Copy out the data exactly, leaving the pictures behind.

▸ **Dataset content**:
- - - - - - -
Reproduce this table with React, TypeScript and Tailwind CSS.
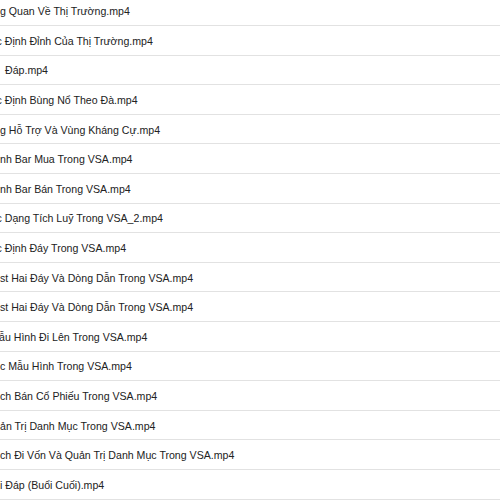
const files = [
  { name: 'g Quan Về Thị Trường.mp4', ml: 'ml-0' },
  { name: 'c Định Đỉnh Của Thị Trường.mp4', ml: '-ml-[3.5px]' },
  { name: 'Đáp.mp4', ml: 'ml-[5px]' },
  { name: 'c Định Bùng Nổ Theo Đà.mp4', ml: '-ml-[3.5px]' },
  { name: 'g Hỗ Trợ Và Vùng Kháng Cự.mp4', ml: 'ml-0' },
  { name: 'nh Bar Mua Trong VSA.mp4', ml: 'ml-0' },
  { name: 'nh Bar Bán Trong VSA.mp4', ml: 'ml-0' },
  { name: 'c Dạng Tích Luỹ Trong VSA_2.mp4', ml: '-ml-[3.5px]' },
  { name: 'c Định Đáy Trong VSA.mp4', ml: '-ml-[3.5px]' },
  { name: 'st Hai Đáy Và Dòng Dẫn Trong VSA.mp4', ml: 'ml-0' },
  { name: 'st Hai Đáy Và Dòng Dẫn Trong VSA.mp4', ml: 'ml-0' },
  { name: 'ẫu Hình Đi Lên Trong VSA.mp4', ml: '-ml-[1px]' },
  { name: 'c Mẫu Hình Trong VSA.mp4', ml: 'ml-0' },
  { name: 'ch Bán Cổ Phiếu Trong VSA.mp4', ml: 'ml-0' },
  { name: 'ản Trị Danh Mục Trong VSA.mp4', ml: 'ml-0' },
  { name: 'ch Đi Vốn Và Quản Trị Danh Mục Trong VSA.mp4', ml: 'ml-0' },
  { name: 'i Đáp (Buổi Cuối).mp4', ml: 'ml-0' },
]

export default function App() {
  return (
    <div className="w-[500px] h-[500px] overflow-hidden bg-white font-['Liberation_Sans',Arial,sans-serif]">
      {/* list starts a bit above the visible area */}
      <ul className="-mt-[3.6px]">
        {files.map((f, i) => (
          <li
            key={i}
            className="h-[29.6px] flex items-center border-b border-[#e2e2e2] overflow-hidden"
          >
            <span className={`text-[10.6px] text-[#222222] whitespace-nowrap pt-[3px] ${f.ml}`}>{f.name}</span>
          </li>
        ))}
      </ul>
    </div>
  )
}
- - - - - - -
▸ **Answer to this problem**:
Reproduce this table with React, TypeScript and Tailwind CSS.
const files = [
  { name: 'g Quan Về Thị Trường.mp4', ml: 'ml-0' },
  { name: 'c Định Đỉnh Của Thị Trường.mp4', ml: '-ml-[3.5px]' },
  { name: 'Đáp.mp4', ml: 'ml-[5px]' },
  { name: 'c Định Bùng Nổ Theo Đà.mp4', ml: '-ml-[3.5px]' },
  { name: 'g Hỗ Trợ Và Vùng Kháng Cự.mp4', ml: 'ml-0' },
  { name: 'nh Bar Mua Trong VSA.mp4', ml: 'ml-0' },
  { name: 'nh Bar Bán Trong VSA.mp4', ml: 'ml-0' },
  { name: 'c Dạng Tích Luỹ Trong VSA_2.mp4', ml: '-ml-[3.5px]' },
  { name: 'c Định Đáy Trong VSA.mp4', ml: '-ml-[3.5px]' },
  { name: 'st Hai Đáy Và Dòng Dẫn Trong VSA.mp4', ml: 'ml-0' },
  { name: 'st Hai Đáy Và Dòng Dẫn Trong VSA.mp4', ml: 'ml-0' },
  { name: 'ẫu Hình Đi Lên Trong VSA.mp4', ml: '-ml-[1px]' },
  { name: 'c Mẫu Hình Trong VSA.mp4', ml: 'ml-0' },
  { name: 'ch Bán Cổ Phiếu Trong VSA.mp4', ml: 'ml-0' },
  { name: 'ản Trị Danh Mục Trong VSA.mp4', ml: 'ml-0' },
  { name: 'ch Đi Vốn Và Quản Trị Danh Mục Trong VSA.mp4', ml: 'ml-0' },
  { name: 'i Đáp (Buổi Cuối).mp4', ml: 'ml-0' },
]

export default function App() {
  return (
    <div className="w-[500px] h-[500px] overflow-hidden bg-white font-['Liberation_Sans',Arial,sans-serif]">
      {/* list starts a bit above the visible area */}
      <ul className="-mt-[3.6px]">
        {files.map((f, i) => (
          <li
            key={i}
            className="h-[29.6px] flex items-center border-b border-[#e2e2e2] overflow-hidden"
          >
            <span className={`text-[10.6px] text-[#222222] whitespace-nowrap pt-[3px] ${f.ml}`}>{f.name}</span>
          </li>
        ))}
      </ul>
    </div>
  )
}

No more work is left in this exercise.